Good luck, by the looks of your post, you are going to need it!


----------



## Kevin Rowland (Jun 29, 2013)

Not sure why you have to be an ass. I was here for advice not commentary. Thanks .

Sent from Petguide.com Free App


----------



## Christopher Smith (Jun 20, 2008)

Kevin Rowland said:


> Tried to figure this one out myself and Google but 5 shirts..3 pairs of shorts..and a quart of blood later I'm asking for help. :mrgreen:
> I have a 10 week old Malinios that I give lots of exercise and attention to.
> When go for walks she will often start wanting to grab my shorts leg or shirt tail and hang on to it. I've tried to redirect her with several different toys. She will let go after the toy..then turn back around and go after the pants, shirt, or shoes. When I attempt to pull her off she goes after my hands or arms to the point of drawing blood.
> I can't seem to find anyway to get her to stop. I don't want to decrease her prey drive so I have not attempted anything but pulling up on her collar and out her verbally but that doesn't work.
> ...


Smack the dog and tell it to stop it. 



Sent from Petguide.com Free App


----------



## Kevin Rowland (Jun 29, 2013)

This is the advice I have gotten from Leerburg ... And from K9-Perfection:

_(the poster quoted advice about not using extreme measures to stop the biting of a pup meant to have a future in bite-work)

_
I don't know what is right for this dog to be honest. just want to do the right thing and seek out advice from people that have been in this position and know what to do.


----------



## James Downey (Oct 27, 2008)

Kevin Rowland said:


> This is the advice I have gotten from Leerburg ... And from K9-Perfection:
> 
> _(the poster quoted advice about not using extreme measures to stop the biting of a pup meant to have a future in bite-work)
> 
> ...


I agree with Chris. First, the best athletes in the world are not that way because their ma and pa let them do whatever they want. I would discpline the puppy. If it some punishment will ruin them. That will just happen later. and giving a dog a swat and telling them no....setting boundries is not extreme. 

It's normal.


----------



## Kevin Rowland (Jun 29, 2013)

James Downey said:


> I agree with Chris. First, the best athletes in the world are not that way because their ma and pa let them do whatever they want. I would discpline the puppy. If it some punishment will ruin them. That will just happen later. and giving a dog a swat and telling them no....setting boundries is not extreme.
> 
> It's normal.


Thank you..I appreciate the advice and input from both of you.


----------



## Connie Sutherland (Mar 27, 2006)

Kevin, I know you just didn't know this .... we don't copy and paste text from elsewhere without citations and links. (Also, we don't copy and paste any copyrighted material without permission. Also any material from other boards/forums; this was not the case here, but just mentioning it.)

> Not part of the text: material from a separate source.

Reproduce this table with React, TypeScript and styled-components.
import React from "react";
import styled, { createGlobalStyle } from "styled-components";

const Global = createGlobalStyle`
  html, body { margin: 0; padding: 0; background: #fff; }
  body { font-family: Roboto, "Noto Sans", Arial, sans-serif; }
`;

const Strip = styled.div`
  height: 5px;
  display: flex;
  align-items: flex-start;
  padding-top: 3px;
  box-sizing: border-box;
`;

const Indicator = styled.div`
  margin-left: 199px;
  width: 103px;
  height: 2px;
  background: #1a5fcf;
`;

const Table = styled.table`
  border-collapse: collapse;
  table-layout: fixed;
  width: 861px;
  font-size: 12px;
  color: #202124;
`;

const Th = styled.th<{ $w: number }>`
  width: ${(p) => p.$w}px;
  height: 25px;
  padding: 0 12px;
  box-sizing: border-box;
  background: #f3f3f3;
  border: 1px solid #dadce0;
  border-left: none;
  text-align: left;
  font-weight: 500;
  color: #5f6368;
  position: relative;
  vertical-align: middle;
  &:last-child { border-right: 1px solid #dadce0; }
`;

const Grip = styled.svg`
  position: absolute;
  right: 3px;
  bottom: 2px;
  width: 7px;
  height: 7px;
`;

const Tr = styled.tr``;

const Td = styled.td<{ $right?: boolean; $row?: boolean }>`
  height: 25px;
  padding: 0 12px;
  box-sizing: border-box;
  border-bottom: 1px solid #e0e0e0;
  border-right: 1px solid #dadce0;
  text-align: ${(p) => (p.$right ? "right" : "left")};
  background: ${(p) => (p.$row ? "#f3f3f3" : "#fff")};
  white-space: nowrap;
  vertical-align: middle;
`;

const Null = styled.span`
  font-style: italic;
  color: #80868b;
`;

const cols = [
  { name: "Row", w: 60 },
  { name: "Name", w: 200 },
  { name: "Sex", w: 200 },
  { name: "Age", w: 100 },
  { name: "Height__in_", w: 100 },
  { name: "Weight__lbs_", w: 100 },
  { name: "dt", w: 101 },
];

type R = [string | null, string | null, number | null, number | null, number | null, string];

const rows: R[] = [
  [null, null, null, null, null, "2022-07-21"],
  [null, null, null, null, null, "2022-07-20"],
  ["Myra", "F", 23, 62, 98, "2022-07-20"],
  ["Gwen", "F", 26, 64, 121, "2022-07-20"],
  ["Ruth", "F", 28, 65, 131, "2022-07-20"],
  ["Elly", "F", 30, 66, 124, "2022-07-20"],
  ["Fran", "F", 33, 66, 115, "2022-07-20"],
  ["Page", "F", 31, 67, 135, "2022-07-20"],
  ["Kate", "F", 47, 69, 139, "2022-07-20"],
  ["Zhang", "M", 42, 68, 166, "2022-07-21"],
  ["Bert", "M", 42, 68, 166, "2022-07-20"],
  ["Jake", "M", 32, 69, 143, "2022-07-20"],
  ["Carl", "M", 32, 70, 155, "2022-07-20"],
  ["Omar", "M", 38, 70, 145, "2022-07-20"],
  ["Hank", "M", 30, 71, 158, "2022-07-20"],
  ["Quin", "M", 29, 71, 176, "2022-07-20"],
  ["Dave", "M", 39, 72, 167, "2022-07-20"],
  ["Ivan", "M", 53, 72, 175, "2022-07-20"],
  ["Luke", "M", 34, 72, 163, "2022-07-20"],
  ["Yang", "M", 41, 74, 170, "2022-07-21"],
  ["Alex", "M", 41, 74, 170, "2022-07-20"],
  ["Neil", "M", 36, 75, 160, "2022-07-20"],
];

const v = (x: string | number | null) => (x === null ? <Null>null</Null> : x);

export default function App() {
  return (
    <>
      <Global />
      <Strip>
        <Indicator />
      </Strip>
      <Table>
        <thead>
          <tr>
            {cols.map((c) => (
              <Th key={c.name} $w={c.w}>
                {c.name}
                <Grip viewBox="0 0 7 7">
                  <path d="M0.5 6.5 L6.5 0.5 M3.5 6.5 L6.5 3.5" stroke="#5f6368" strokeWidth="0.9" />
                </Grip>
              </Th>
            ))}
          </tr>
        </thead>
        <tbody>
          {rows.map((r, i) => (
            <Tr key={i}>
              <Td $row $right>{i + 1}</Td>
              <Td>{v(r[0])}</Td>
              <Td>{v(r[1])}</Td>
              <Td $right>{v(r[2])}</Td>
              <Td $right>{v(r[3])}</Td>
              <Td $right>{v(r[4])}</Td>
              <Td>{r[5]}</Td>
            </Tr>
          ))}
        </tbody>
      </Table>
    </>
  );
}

The gist, I think, was that Ed and the guy at K9 Perfection prefer to redirect rather than use corrections in order to avoid having the pup associate biting with corrections. Others maintain that house manners are pretty much irrelevant to future bite training.

Michael Ellis has a less black-and-white response (starting at about 30 seconds):

http://www.youtube.com/watch?v=kdKmjqm-Wm4

(The sound is poor; this was taped at a class. But if you turn it up, I think you can hear it all.)

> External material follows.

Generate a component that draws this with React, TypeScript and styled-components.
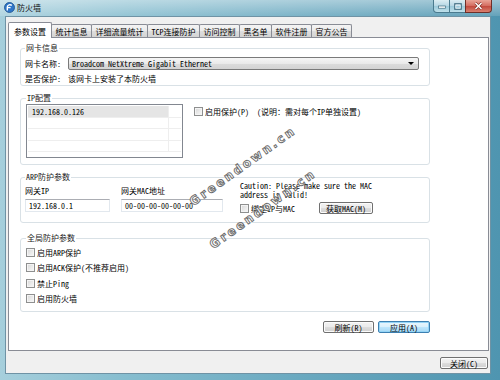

Correct me if I'm not stating it right, though.


----------



## Kevin Rowland (Jun 29, 2013)

Connie Sutherland said:


> Kevin, I know you just didn't know this .... we don't copy and paste text from elsewhere without quotes, citations, and links. (Also, we don't copy and paste any material from other boards/forums; this was not the case here, but just mentioning it.)
> 
> 
> 
> ...


I had just sent you an apology for posting that. What you summarized is correct. Thank you!


----------



## Connie Sutherland (Mar 27, 2006)

Kevin Rowland said:


> I had just sent you an apology for posting that. What you summarized is correct. Thank you!


Oh, no problem! We often just have to point it out; that's all. 





ETA
I'm sorry about interrupting. Please carry on!


----------



## Kevin Rowland (Jun 29, 2013)

Connie Sutherland said:


> Oh, no problem! We often just have to point it out; that's all.
> 
> 
> ETA
> I'm sorry about interrupting. Please carry on!


I know now 
And thank you for taking the time to post this video:

http://www.youtube.com/watch?v=kdKmjqm-Wm4

It's the same concept I was referring to.


----------



## john simmons (Jan 20, 2010)

Alice Bezemer said:


> Yes, good answer, sit back and do nothing and in 6 to 8 months post how she has developed from nipping and chewing to taking a nice big chunk out of you... If nothing else, it will be amusing to read...
> 
> Or? You could stop asking her to not to chew on you like you're just there for her amusement? Start telling her instead that this behaviour is not allowed? Decreasing prey drive? Really? No is no and has nothing to do with her training now or in future. How will this develop later on in training if you can not even control her now?
> 
> Good luck, by the looks of your post, you are going to need it!


Thanks Alice! Your post was very enlightning!

He asked for advice- I gave mine. I've tried various versions of what's been posted here and found my way works best for me and my training program. By 6-8 months my dogs all grew out of their biting shenanigans and continued on to being well balanced, clear minded working dogs that bite. No big chunks missing either. Just never showed them I was impressed by it. 

Maybe next time you can post your opinion without mocking someone else's. thanks again for your input...


----------



## Connie Sutherland (Mar 27, 2006)

C'mon ... we can all post opinions without blasting others. 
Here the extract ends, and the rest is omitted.